Amy Martin’s illustrations for Symphony City [published by McSweeney’s McMullens imprint 2011] create a layered multidimensional and richly textural world, which often appears like original paper collages. In some places the visual environment of an urban landscape full of music she creates is so absorbing that I wondered what an e-book or iPad app could offer that print couldn’t… McSweeney’s art director and editor Brian McMullen, who developed and gave his name to the imprint, offered a more practical reason for keeping to printed matter for kids: “Those of us who are parents aren’t convinced that kids need to be encouraged to spend more time than they already do in front of screens… Have you ever tried to tell a three-year-old it’s time to stop looking at one of these devices and hand it back to Daddy? It’s not a pretty scene. These devices are just not compatible with bedtime, in my experience, whereas a printed picture book, for whatever reason, is.”

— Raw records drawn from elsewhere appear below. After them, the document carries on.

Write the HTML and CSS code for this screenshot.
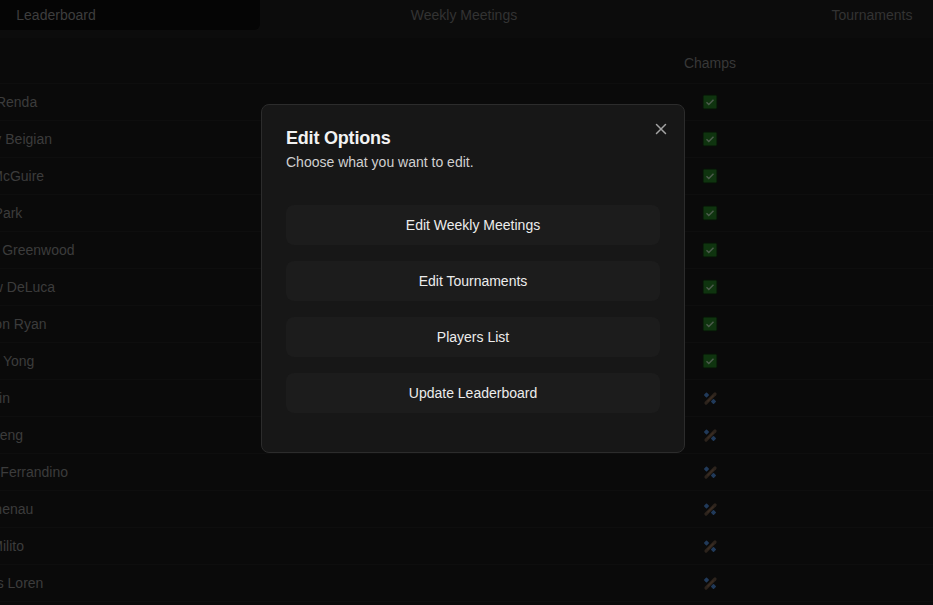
FILE: index.html
```html
<!DOCTYPE html>
<html lang="en">
<head>
<meta charset="utf-8">
<title>Leaderboard</title>
<link rel="stylesheet" href="styles.css">
</head>
<body>
<div class="page">
  <nav class="tabs">
    <div class="tab active">Leaderboard</div>
    <div class="tab">Weekly Meetings</div>
    <div class="tab">Tournaments</div>
  </nav>
  <div class="board">
    <div class="row head"><div class="name"></div><div class="champs">Champs</div></div>
    <div class="row"><div class="name">Robert Renda</div><div class="champs"><svg class="ico" viewBox="0 0 16 16"><rect x="1" y="1" width="14" height="14" rx="1" fill="#0f340f" stroke="#061006"/><path d="M4.5 8.3l2.3 2.3 4.7-4.8" fill="none" stroke="#4e5c4e" stroke-width="1.4"/></svg></div></div>
    <div class="row"><div class="name">Anthony Beigian</div><div class="champs"><svg class="ico" viewBox="0 0 16 16"><rect x="1" y="1" width="14" height="14" rx="1" fill="#0f340f" stroke="#061006"/><path d="M4.5 8.3l2.3 2.3 4.7-4.8" fill="none" stroke="#4e5c4e" stroke-width="1.4"/></svg></div></div>
    <div class="row"><div class="name">Jacob McGuire</div><div class="champs"><svg class="ico" viewBox="0 0 16 16"><rect x="1" y="1" width="14" height="14" rx="1" fill="#0f340f" stroke="#061006"/><path d="M4.5 8.3l2.3 2.3 4.7-4.8" fill="none" stroke="#4e5c4e" stroke-width="1.4"/></svg></div></div>
    <div class="row"><div class="name">Daniel Park</div><div class="champs"><svg class="ico" viewBox="0 0 16 16"><rect x="1" y="1" width="14" height="14" rx="1" fill="#0f340f" stroke="#061006"/><path d="M4.5 8.3l2.3 2.3 4.7-4.8" fill="none" stroke="#4e5c4e" stroke-width="1.4"/></svg></div></div>
    <div class="row"><div class="name">Michael Greenwood</div><div class="champs"><svg class="ico" viewBox="0 0 16 16"><rect x="1" y="1" width="14" height="14" rx="1" fill="#0f340f" stroke="#061006"/><path d="M4.5 8.3l2.3 2.3 4.7-4.8" fill="none" stroke="#4e5c4e" stroke-width="1.4"/></svg></div></div>
    <div class="row"><div class="name">Matthew DeLuca</div><div class="champs"><svg class="ico" viewBox="0 0 16 16"><rect x="1" y="1" width="14" height="14" rx="1" fill="#0f340f" stroke="#061006"/><path d="M4.5 8.3l2.3 2.3 4.7-4.8" fill="none" stroke="#4e5c4e" stroke-width="1.4"/></svg></div></div>
    <div class="row"><div class="name">Anderson Ryan</div><div class="champs"><svg class="ico" viewBox="0 0 16 16"><rect x="1" y="1" width="14" height="14" rx="1" fill="#0f340f" stroke="#061006"/><path d="M4.5 8.3l2.3 2.3 4.7-4.8" fill="none" stroke="#4e5c4e" stroke-width="1.4"/></svg></div></div>
    <div class="row"><div class="name">Timothy Yong</div><div class="champs"><svg class="ico" viewBox="0 0 16 16"><rect x="1" y="1" width="14" height="14" rx="1" fill="#0f340f" stroke="#061006"/><path d="M4.5 8.3l2.3 2.3 4.7-4.8" fill="none" stroke="#4e5c4e" stroke-width="1.4"/></svg></div></div>
    <div class="row"><div class="name">Jason Lin</div><div class="champs"><svg class="ico" viewBox="0 0 16 16"><path d="M4 13L13 4" stroke="#2c231c" stroke-width="3.2" stroke-linecap="round"/><path d="M5.5 11.5L11.5 5.5" stroke="#3a2d22" stroke-width="1.4"/><rect x="2.5" y="3" width="4" height="4" rx="0.8" fill="#213a5a" transform="rotate(45 4.5 5)"/><rect x="9.5" y="9.5" width="4" height="4" rx="0.8" fill="#213a5a" transform="rotate(45 11.5 11.5)"/></svg></div></div>
    <div class="row"><div class="name">Henry Feng</div><div class="champs"><svg class="ico" viewBox="0 0 16 16"><path d="M4 13L13 4" stroke="#2c231c" stroke-width="3.2" stroke-linecap="round"/><path d="M5.5 11.5L11.5 5.5" stroke="#3a2d22" stroke-width="1.4"/><rect x="2.5" y="3" width="4" height="4" rx="0.8" fill="#213a5a" transform="rotate(45 4.5 5)"/><rect x="9.5" y="9.5" width="4" height="4" rx="0.8" fill="#213a5a" transform="rotate(45 11.5 11.5)"/></svg></div></div>
    <div class="row"><div class="name">Vincent Ferrandino</div><div class="champs"><svg class="ico" viewBox="0 0 16 16"><path d="M4 13L13 4" stroke="#2c231c" stroke-width="3.2" stroke-linecap="round"/><path d="M5.5 11.5L11.5 5.5" stroke="#3a2d22" stroke-width="1.4"/><rect x="2.5" y="3" width="4" height="4" rx="0.8" fill="#213a5a" transform="rotate(45 4.5 5)"/><rect x="9.5" y="9.5" width="4" height="4" rx="0.8" fill="#213a5a" transform="rotate(45 11.5 11.5)"/></svg></div></div>
    <div class="row"><div class="name">Luke Chenau</div><div class="champs"><svg class="ico" viewBox="0 0 16 16"><path d="M4 13L13 4" stroke="#2c231c" stroke-width="3.2" stroke-linecap="round"/><path d="M5.5 11.5L11.5 5.5" stroke="#3a2d22" stroke-width="1.4"/><rect x="2.5" y="3" width="4" height="4" rx="0.8" fill="#213a5a" transform="rotate(45 4.5 5)"/><rect x="9.5" y="9.5" width="4" height="4" rx="0.8" fill="#213a5a" transform="rotate(45 11.5 11.5)"/></svg></div></div>
    <div class="row"><div class="name">Jacob Milito</div><div class="champs"><svg class="ico" viewBox="0 0 16 16"><path d="M4 13L13 4" stroke="#2c231c" stroke-width="3.2" stroke-linecap="round"/><path d="M5.5 11.5L11.5 5.5" stroke="#3a2d22" stroke-width="1.4"/><rect x="2.5" y="3" width="4" height="4" rx="0.8" fill="#213a5a" transform="rotate(45 4.5 5)"/><rect x="9.5" y="9.5" width="4" height="4" rx="0.8" fill="#213a5a" transform="rotate(45 11.5 11.5)"/></svg></div></div>
    <div class="row"><div class="name">Nicholas Loren</div><div class="champs"><svg class="ico" viewBox="0 0 16 16"><path d="M4 13L13 4" stroke="#2c231c" stroke-width="3.2" stroke-linecap="round"/><path d="M5.5 11.5L11.5 5.5" stroke="#3a2d22" stroke-width="1.4"/><rect x="2.5" y="3" width="4" height="4" rx="0.8" fill="#213a5a" transform="rotate(45 4.5 5)"/><rect x="9.5" y="9.5" width="4" height="4" rx="0.8" fill="#213a5a" transform="rotate(45 11.5 11.5)"/></svg></div></div>
  </div>
</div>
<div class="overlay">
  <div class="modal">
    <button class="close" aria-label="Close"><svg viewBox="0 0 16 16"><path d="M3.5 3.5l9 9M12.5 3.5l-9 9" stroke="#a3a3a3" stroke-width="1.5" stroke-linecap="round"/></svg></button>
    <h2 class="title">Edit Options</h2>
    <p class="sub">Choose what you want to edit.</p>
    <div class="actions">
      <button class="act">Edit Weekly Meetings</button>
      <button class="act">Edit Tournaments</button>
      <button class="act">Players List</button>
      <button class="act">Update Leaderboard</button>
    </div>
  </div>
</div>
</body>
</html>
```
FILE: styles.css
```css
* { box-sizing: border-box; }
html, body {
  margin: 0;
  height: 100%;
  background: #0a0a0a;
  overflow: hidden;
  font-family: "Liberation Sans", Arial, sans-serif;
  font-size: 14px;
}
.page { width: 933px; }
.tabs {
  display: grid;
  grid-template-columns: 408px 408px 408px;
  width: 1224px;
  margin-left: -148px;
  height: 38px;
  background: #0c0c0c;
  align-items: start;
}
.tab {
  height: 30px;
  line-height: 30px;
  text-align: center;
  color: #333333;
  border-radius: 0 0 6px 6px;
}
.tab.active {
  background: #050505;
  color: #3e3e3e;
}
.board {
  margin-top: 5px;
  margin-left: -60px;
  width: 1000px;
}
.row {
  display: grid;
  grid-template-columns: 730px 80px;
  height: 37px;
  border-bottom: 1px solid #0e0e0e;
  align-items: center;
  color: #3c3c3c;
}
.row.head {
  height: 41px;
  color: #383838;
}
.name {
  padding-left: 10px;
  white-space: nowrap;
}
.champs {
  text-align: center;
  display: flex;
  justify-content: center;
}
.ico { width: 16px; height: 16px; display: block; }
.overlay {
  position: fixed;
  inset: 0;
}
.modal {
  position: absolute;
  left: 261px;
  top: 104px;
  width: 424px;
  height: 349px;
  background: #171717;
  border: 1px solid #2c2c2c;
  border-radius: 8px;
  padding: 24px;
}
.close {
  position: absolute;
  top: 16px;
  right: 15px;
  width: 16px;
  height: 16px;
  padding: 0;
  border: 0;
  background: none;
}
.close svg { width: 16px; height: 16px; display: block; }
.title {
  margin: 0;
  font-size: 18px;
  line-height: 18px;
  font-weight: 700;
  color: #f2f2f2;
  letter-spacing: -0.2px;
}
.sub {
  margin: 5px 0 0;
  font-size: 14px;
  line-height: 20px;
  color: #d0d0d0;
}
.actions {
  margin-top: 33px;
  display: flex;
  flex-direction: column;
  gap: 16px;
}
.act {
  height: 40px;
  border: 0;
  border-radius: 8px;
  background: #1c1c1c;
  color: #ececec;
  font-family: "Liberation Sans", Arial, sans-serif;
  font-size: 14px;
}
```
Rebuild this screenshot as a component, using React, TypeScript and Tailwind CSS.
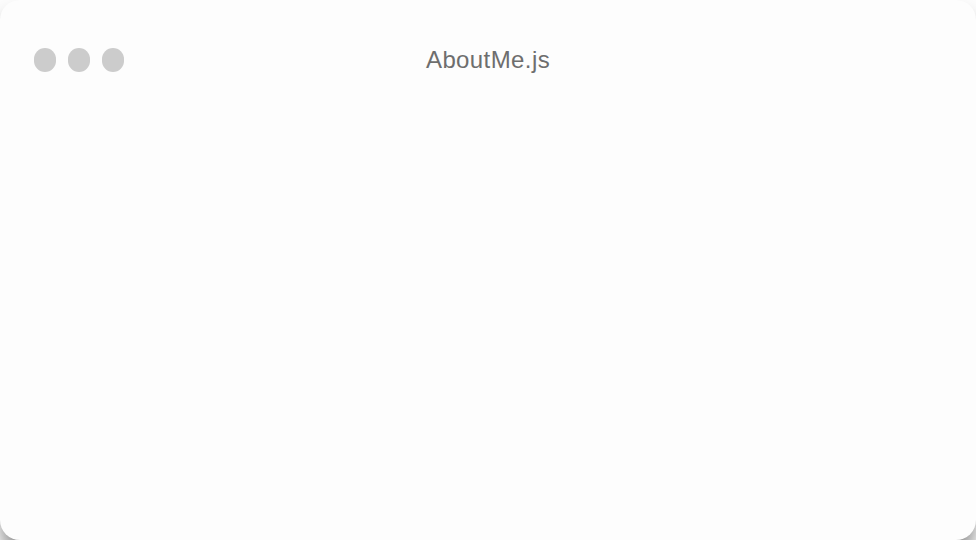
export default function App() {
  return (
    <div className="h-[540px] w-full overflow-hidden bg-[#fcfcfc]">
      <div className="h-[540px] w-full rounded-[20px] bg-[#fdfdfd] shadow-[0_14px_18px_-2px_rgba(0,0,0,0.45)]">
        <div className="relative flex h-[120px] items-start px-[34px] pt-[48px]">
          <div className="flex gap-[12px]">
            <span className="h-[24px] w-[22px] rounded-full bg-[#cccccc]" />
            <span className="h-[24px] w-[22px] rounded-full bg-[#cccccc]" />
            <span className="h-[24px] w-[22px] rounded-full bg-[#cccccc]" />
          </div>
          <div
            className="absolute left-0 right-0 top-[42px] text-center text-[24px] tracking-[0.4px] text-[#6e6e6e]"
            style={{ fontFamily: '"Liberation Sans", Arial, sans-serif' }}
          >
            AboutMe.js
          </div>
        </div>
      </div>
    </div>
  );
}
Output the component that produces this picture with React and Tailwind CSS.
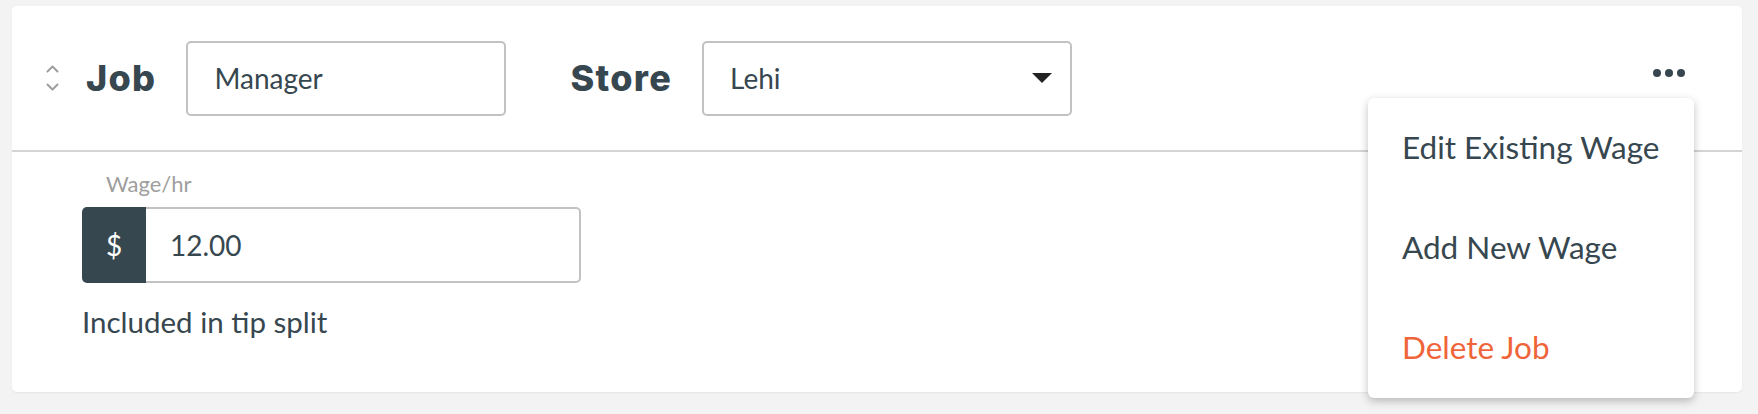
import { useState } from 'react';

const lato = { fontFamily: 'Lato, "Open Sans", sans-serif' };
const heading = { fontFamily: 'Inter, "Open Sans", sans-serif', letterSpacing: '1.3px' };

function SortIcon() {
  return (
    <svg width="13" height="26" viewBox="0 0 13 26" fill="none" stroke="#9e9e9e" strokeWidth="2" strokeLinecap="round" strokeLinejoin="round">
      <polyline points="1.5,6.5 6.5,1.5 11.5,6.5" />
      <polyline points="1.5,19.5 6.5,24.5 11.5,19.5" />
    </svg>
  );
}

function Caret() {
  return (
    <svg width="20" height="10" viewBox="0 0 20 10">
      <polygon points="0,0 20,0 10,10" fill="#222" />
    </svg>
  );
}

function App() {
  const [job] = useState('Manager');
  const [wage] = useState('12.00');

  return (
    <div className="min-h-[414px] bg-[#f3f3f3] pl-[12px] pr-[16px] pt-[6px]" style={lato}>
      <div className="relative h-[386px] rounded-[5px] bg-white shadow-[0_1px_2px_rgba(0,0,0,0.06)]">
        {/* header */}
        <div className="flex h-[146px] items-center border-b-2 border-[#d4d4d4] pl-[34px] pr-[57px]">
          <SortIcon />
          <span className="ml-[27px] text-[36px] font-extrabold text-[#37474f]" style={heading}>Job</span>
          <div className="ml-[30px] flex h-[75px] w-[320px] items-center rounded-[5px] border-2 border-[#c2c2c2] pl-[26px] text-[28px] text-[#37474f]">
            {job}
          </div>
          <span className="ml-[64px] text-[36px] font-extrabold text-[#37474f]" style={heading}>Store</span>
          <div className="ml-[30px] flex h-[75px] w-[370px] items-center justify-between rounded-[5px] border-2 border-[#c2c2c2] pl-[26px] pr-[18px] text-[28px] text-[#37474f]">
            <span>Lehi</span>
            <Caret />
          </div>
          <div className="ml-auto mb-[11px] flex gap-[4px]">
            <span className="h-[8px] w-[8px] rounded-full bg-[#37474f]" />
            <span className="h-[8px] w-[8px] rounded-full bg-[#37474f]" />
            <span className="h-[8px] w-[8px] rounded-full bg-[#37474f]" />
          </div>
        </div>

        {/* body */}
        <div className="pl-[70px] pt-[19px]">
          <div className="pl-[24px] text-[22px] leading-[26px] text-[#9e9e9e]">Wage/hr</div>
          <div className="mt-[10px] flex h-[76px] w-[499px]">
            <div className="flex w-[64px] items-center justify-center rounded-l-[5px] bg-[#37474f] text-[28px] text-white">$</div>
            <div className="flex flex-1 items-center rounded-r-[5px] border-2 border-l-0 border-[#c2c2c2] pl-[24px] text-[28px] text-[#37474f]">
              {wage}
            </div>
          </div>
          <div className="mt-[22px] text-[29.5px] leading-[34px] text-[#37474f]">Included in tip split</div>
        </div>

        {/* menu */}
        <div className="absolute right-[48px] top-[92px] flex w-[326px] flex-col rounded-[6px] bg-white shadow-[0_3px_8px_rgba(0,0,0,0.25)]">
          <div className="flex h-[100px] items-center pl-[34px] text-[31.5px] text-[#37474f]">Edit Existing Wage</div>
          <div className="flex h-[100px] items-center pl-[34px] text-[31.5px] text-[#37474f]">Add New Wage</div>
          <div className="flex h-[100px] items-center pl-[34px] text-[31.5px] text-[#f0643a]">Delete Job</div>
        </div>
      </div>
    </div>
  );
}

export default App;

See also: Designers on Book Covers of the Future at Publishing Perspectives.

Publishing’s Ecosystem on the Brink — An interesting summary by the Author’s Guild of recent articles in Bloomberg Business Week, The New York Times and Harpers about the perilous state of the  book industry.

And finally…

Attention Deficit — Lars Mensel interviews Nicholas Carr, author of The Shallows, for The European:

There’s no question that the internet offers all sorts of benefits – that is the reason why we use it so much. It is an incredibly powerful and useful technology that makes all sorts of information immediately available to us. Things that used to be impossible, hard or expensive to find are now right there. And we all know how to improve our ability to make decisions with it. But accompanying that, incredibly, is the fact that we become so intent on gathering information that we never slow down and think deeply about the information we find. We gain the ability to harvest huge amounts of data but we lose the ability to engage in contemplation, reflexion and other modes of thinking that require a large amount of attentiveness and the ability to filter out distractions and disruptions.